The Peak I/O Rate represents the highest IOPS your database experiences in a given hour. This metric is essential for understanding the maximum load your database handles and ensuring it doesn't exceed the allocated resources.

Implementation:

To calculate the Peak I/O Rate per hour:

  • Similar to the Baseline I/O Rate, aggregate VolumeReadIOPS and VolumeWriteIOPS metrics.
  • Use the MAX function to determine the maximum IOPS within each hour.

CloudWatch Metric Query:

{
    "metrics": [
        [ { "expression": "m1 + m2", "label": "Total_IOPs", "id": "e1", "region": "us-west-2" } ],
        [ { "expression": "MAX([e1])", "label": "MAX_IOPs", "id": "e2", "region": "us-west-2" } ],
        [ "AWS/RDS", "VolumeReadIOPs", "DBClusterIdentifier", "db-production", { "id": "m1", "region": "us-west-2" } ],
        [ ".", "VolumeWriteIOPs", ".", ".", { "id": "m2", "region": "us-west-2" } ]
    ],
    "view": "timeSeries",
    "stacked": false,
    "region": "us-west-2",
    "stat": "Average",
    "period": 60,
    "title": "Peak I/O Rate",
    "legend": {
        "position": "right"
    }
}

This metric helps you understand the maximum stress points for your database, allowing you to optimize resource allocation accordingly.

3. Duration of Peak I/O Activity (Hours per Month)

Understanding how long your database spends at peak I/O rates is crucial for capacity planning and performance tuning. This metric aggregates the duration of time your database I/O exceeds a defined threshold, providing insights into how often and for how long your database is under significant load.

Implementation:

To calculate the Duration of Peak I/O Activity:

  • Define a peak threshold (e.g., 242,000 IOPS).
  • Sum the periods when the IOPS exceeded this threshold and convert the result into hours for monthly aggregation.

CloudWatch Metric Query:

{
    "metrics": [
        [ { "expression": "m1 + m2", "label": "Total IOPS", "id": "e1", "region": "us-west-2", "yAxis": "left", "period": 300 } ],
        [ { "expression": "IF(e1 > 150000, 1, 0)", "label": "Peak Threshold Exceeded", "id": "e2", "region": "us-west-2", "yAxis": "left", "period": 300 } ],
        [ { "expression": "SUM([e2])", "label": "Peak Activity Duration (per 5 min)", "id": "e3", "region": "us-west-2", "yAxis": "right", "period": 300 } ],
        [ "AWS/RDS", "VolumeReadIOPs", "DBClusterIdentifier", "db-production", { "id": "m1", "region": "us-west-2", "yAxis": "left" } ],
        [ ".", "VolumeWriteIOPs", ".", ".", { "id": "m2", "region": "us-west-2", "yAxis": "left" } ]
    ],
    "view": "timeSeries",
    "stacked": false,
    "region": "us-west-2",
    "stat": "Average",
    "period": 300,
    "title": "Total Duration of Peak I/O Activity",
    "singleValueFullPrecision": false,
    "yAxis": {
        "left": {
            "label": "IOPS",
            "showUnits": true
        },
        "right": {
            "label": "Duration (per 5 min)",
            "showUnits": true
        }
    },
    "legend": {
        "position": "right"
    },
    "annotations": {
        "horizontal": [
            {
                "label": "peak_threshold",
                "value": 150000
            }
        ]
    },
    "setPeriodToTimeRange": false,
    "sparkline": true,
    "trend": true
}

This query sums the duration of peak I/O activity and converts it to hours per month, helping you assess how often your database operates under peak load conditions.

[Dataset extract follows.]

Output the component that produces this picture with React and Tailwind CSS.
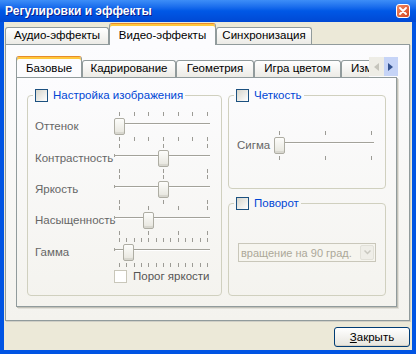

Creating and Visualizing the Dashboard

Once you’ve configured these metrics, you can add them to a CloudWatch dashboard for easy visualization. Here’s how:

  1. Create a New Dashboard: In the CloudWatch console, go to Dashboards and create a new one.
  2. Add Widgets: For each metric, add a new widget to the dashboard. Use the metric queries we discussed above.
  3. Customize the View: Adjust the period and labels for each widget to ensure the data is clear and actionable.

Monitoring Aurora MySQL I/O performance is vital for maintaining database health and ensuring optimal performance. By implementing a custom CloudWatch dashboard with the metrics we've discussed—Baseline I/O Rate, Peak I/O Rate, and Duration of Peak I/O Activity—you can gain deep insights into your database's performance patterns and take proactive measures to prevent issues.

This tailored approach to monitoring not only helps you maintain smooth operations but also empowers you to make informed decisions about capacity planning and resource allocation.

With this setup, you're well-equipped to handle the demands of your database infrastructure and deliver an exceptional experience to your users.

Feel free to customize the metrics further or add additional ones based on your specific needs. Happy monitoring!